En el campamento atacado, los hombres del ala izquierda de César presenciaron lo que ocurría con sus compañeros, y también vieron que se acercaban las cinco legiones de Pompeyo. Al comprender que podían quedarse encerrados allí dentro, corrió la voz del «¡Sálvese quien pueda!», y todos huyeron sin orden ni disciplina.
César intentó evitar el desastre, plantándose delante de los soldados e incluso agarrando con sus manos los estandartes de los que huían. Aquello le había servido a Sila en la batalla de Orcómeno para detener una desbandada, pero los soldados de César estaban tan aterrorizados que no hicieron caso de su general. Uno de los signíferos llegó al extremo de darle la vuelta al estandarte para clavarle la punta del regatón a su general.
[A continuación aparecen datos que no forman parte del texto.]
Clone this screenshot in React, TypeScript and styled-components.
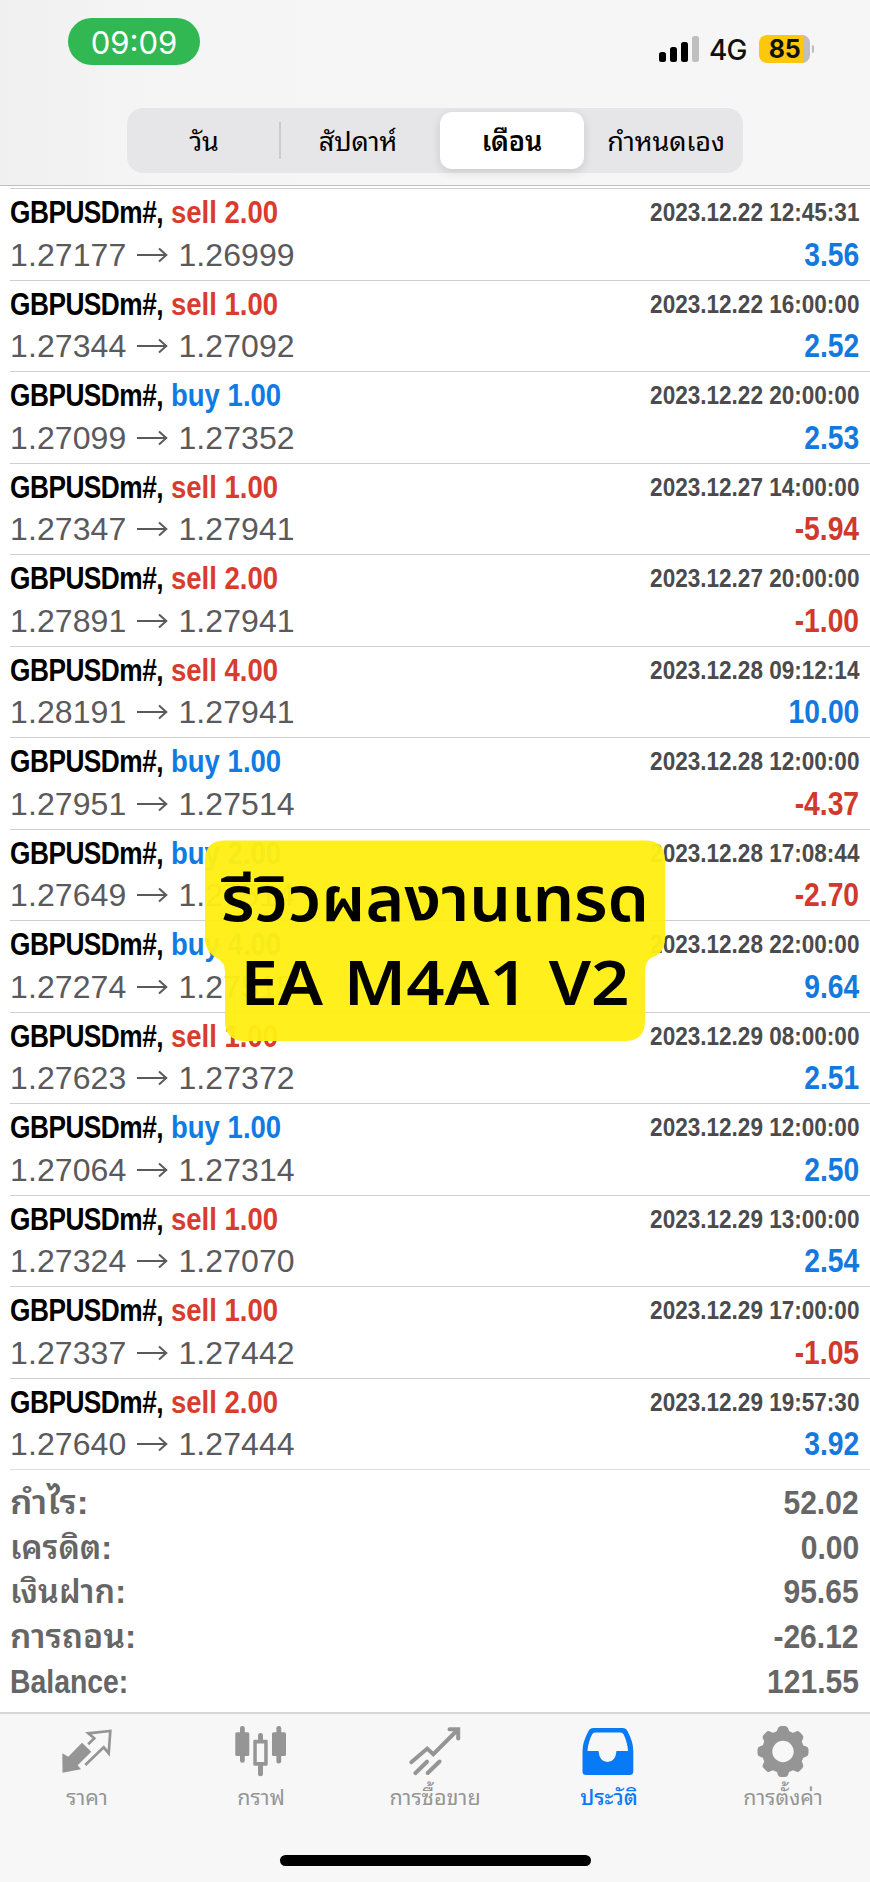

César se salvó porque uno de sus escoltas reaccionó a tiempo y cortó el brazo de aquel hombre con su espada.
La batalla podía haber acabado mucho peor. Pompeyo sospechó que la huida de los soldados de César era una añagaza y refrenó a sus soldados para que no los persiguieran. De lo contrario, tal vez habrían tomado el campamento, masacrado a tres legiones y apresado o matado al mismo César. Este se dio cuenta y comentó más tarde a sus allegados: «Hoy mis enemigos podrían haber terminado la guerra de haber tenido a un general que supiera vencer» (Apiano, BC, 2.62).
Aun así, el resultado fue otro desastre. En el ataque de unos días antes, César ya había sufrido muchas bajas, pero en este perdió novecientos sesenta soldados, treinta y dos mandos entre centuriones y tribunos y otros tantos estandartes. Después de Gergovia era su segunda gran derrota, y en circunstancias que podrían considerarse parecidas. A la hora de coordinar operaciones nocturnas con grupos separados de tropas, Pompeyo había demostrado que era mejor general que César.
A cambio, le faltó generosidad en la victoria. Pompeyo entregó a los prisioneros a Labieno, que se burló de ellos llamándolos «camaradas», y después los mató a la vista de los hombres de César.